Glacier Geophysicist
Weddell Sea ice sheet and climate
Deglaciation and climate of the Weddell Sea ice sheet
What the Weddell Sea ice sheet and climate project does
The project investigates the deglaciation and climate history of the Weddell Sea region. It focuses on the Ronne and Filchner Ice Shelves and the development of ice rises.
British Antarctic Survey uses radar, seismic surveys, and ice core drilling to study ice structure, thickness, and the underlying bed. These methods reveal how the ice sheet responded from the last glacial period to the present Holocene warm period.
Why this matters
During the last glacial period, ice in this region was up to 1000 m thicker and extended 400 km further north. This additional ice likely lowered global sea level by around 6 m.

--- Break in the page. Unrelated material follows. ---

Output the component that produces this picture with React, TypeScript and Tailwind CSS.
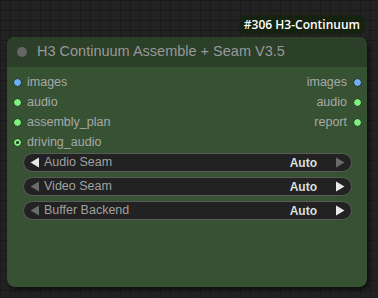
const inputs = [
  { name: "images", color: "bg-[#6cb2f0]", hollow: false },
  { name: "audio", color: "bg-[#7ef07e]", hollow: false },
  { name: "assembly_plan", color: "bg-[#7ef07e]", hollow: false },
  { name: "driving_audio", color: "bg-[#7ef07e]", hollow: true },
];

const outputs = [
  { name: "images", color: "bg-[#6cb2f0]" },
  { name: "audio", color: "bg-[#7ef07e]" },
  { name: "report", color: "bg-[#7ef07e]" },
];

const widgets = [
  { label: "Audio Seam", value: "Auto", leftOn: true, rightOn: false },
  { label: "Video Seam", value: "Auto", leftOn: false, rightOn: true },
  { label: "Buffer Backend", value: "Auto", leftOn: false, rightOn: true },
];

function Arrow({ dir, on }: { dir: "left" | "right"; on: boolean }) {
  const fill = on ? "#e8e8e8" : "#6a6a6a";
  return (
    <svg width="10" height="11" viewBox="0 0 10 11">
      {dir === "left" ? (
        <polygon points="9,0.5 9,10.5 0.5,5.5" fill={fill} />
      ) : (
        <polygon points="1,0.5 1,10.5 9.5,5.5" fill={fill} />
      )}
    </svg>
  );
}

export default function App() {
  return (
    <div
      className="w-[378px] h-[298px] overflow-hidden bg-[#222222] bg-[linear-gradient(#1a1a1a_1px,transparent_1px),linear-gradient(90deg,#1a1a1a_1px,transparent_1px)] bg-[size:10px_10px] font-['Liberation_Sans',Arial,sans-serif]"
    >
      <div className="flex flex-col pl-[7px] w-[367px]">
        <div className="h-[37px] flex justify-end items-start pt-[15px] pr-[2px]">
          <div className="h-[19px] px-[5px] rounded-[6px] bg-[#15220f] text-white text-[12px] font-semibold leading-[19px] font-['Open_Sans',sans-serif]">
            #306 H3-Continuum
          </div>
        </div>

        <div className="h-[250px] rounded-[8px] bg-[#375233] shadow-[2px_3px_4px_rgba(0,0,0,0.55)] flex flex-col">
          <div className="h-[30px] rounded-t-[8px] bg-[#2b3f29] flex items-center">
            <div className="ml-[10px] w-[10px] h-[10px] rounded-full bg-[#666666]" />
            <span className="ml-[10px] text-[14.5px] text-[#999999] whitespace-nowrap">
              H3 Continuum Assemble + Seam V3.5
            </span>
          </div>

          <div className="flex justify-between pt-[5px]">
            <div className="flex flex-col">
              {inputs.map((s) => (
                <div key={s.name} className="h-[20px] flex items-center pl-[6px]">
                  <div
                    className={`w-[9px] h-[9px] rounded-full ${s.color} border border-[#1e2a1c] flex items-center justify-center`}
                  >
                    {s.hollow && <div className="w-[3px] h-[3px] rounded-full bg-[#1e2a1c]" />}
                  </div>
                  <span className="ml-[5px] text-[12.5px] text-[#a8a8a8]">{s.name}</span>
                </div>
              ))}
            </div>
            <div className="flex flex-col">
              {outputs.map((s) => (
                <div key={s.name} className="h-[20px] flex items-center justify-end pr-[5px]">
                  <span className="mr-[6px] text-[12.5px] text-[#a8a8a8]">{s.name}</span>
                  <div className={`w-[9px] h-[9px] rounded-full ${s.color} border border-[#1e2a1c]`} />
                </div>
              ))}
            </div>
          </div>

          <div className="flex flex-col gap-[5px] mt-[1px] pl-[16px] pr-[15px]">
            {widgets.map((w) => (
              <div
                key={w.label}
                className="h-[19px] rounded-full bg-[#222222] border border-[#5a5a5a] flex items-center pl-[6px] pr-[6px]"
              >
                <Arrow dir="left" on={w.leftOn} />
                <span className="ml-[4px] text-[12.5px] text-[#a0a0a0]">{w.label}</span>
                <span className="ml-auto mr-[18px] text-[12px] font-bold text-[#dddddd]">{w.value}</span>
                <Arrow dir="right" on={w.rightOn} />
              </div>
            ))}
          </div>
        </div>
      </div>
    </div>
  );
}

Studying ice response during past climate changes improves understanding of Antarctic ice sheet dynamics. This knowledge helps predict how ice sheets may behave under future warming scenarios.
How the project works
The project combines multiple field and analytical techniques:
- radar surveys: to examine ice structure and thickness.
- seismic studies: to determine the type of bedrock beneath the ice.
- ice core drilling: to provide evidence of past climate conditions.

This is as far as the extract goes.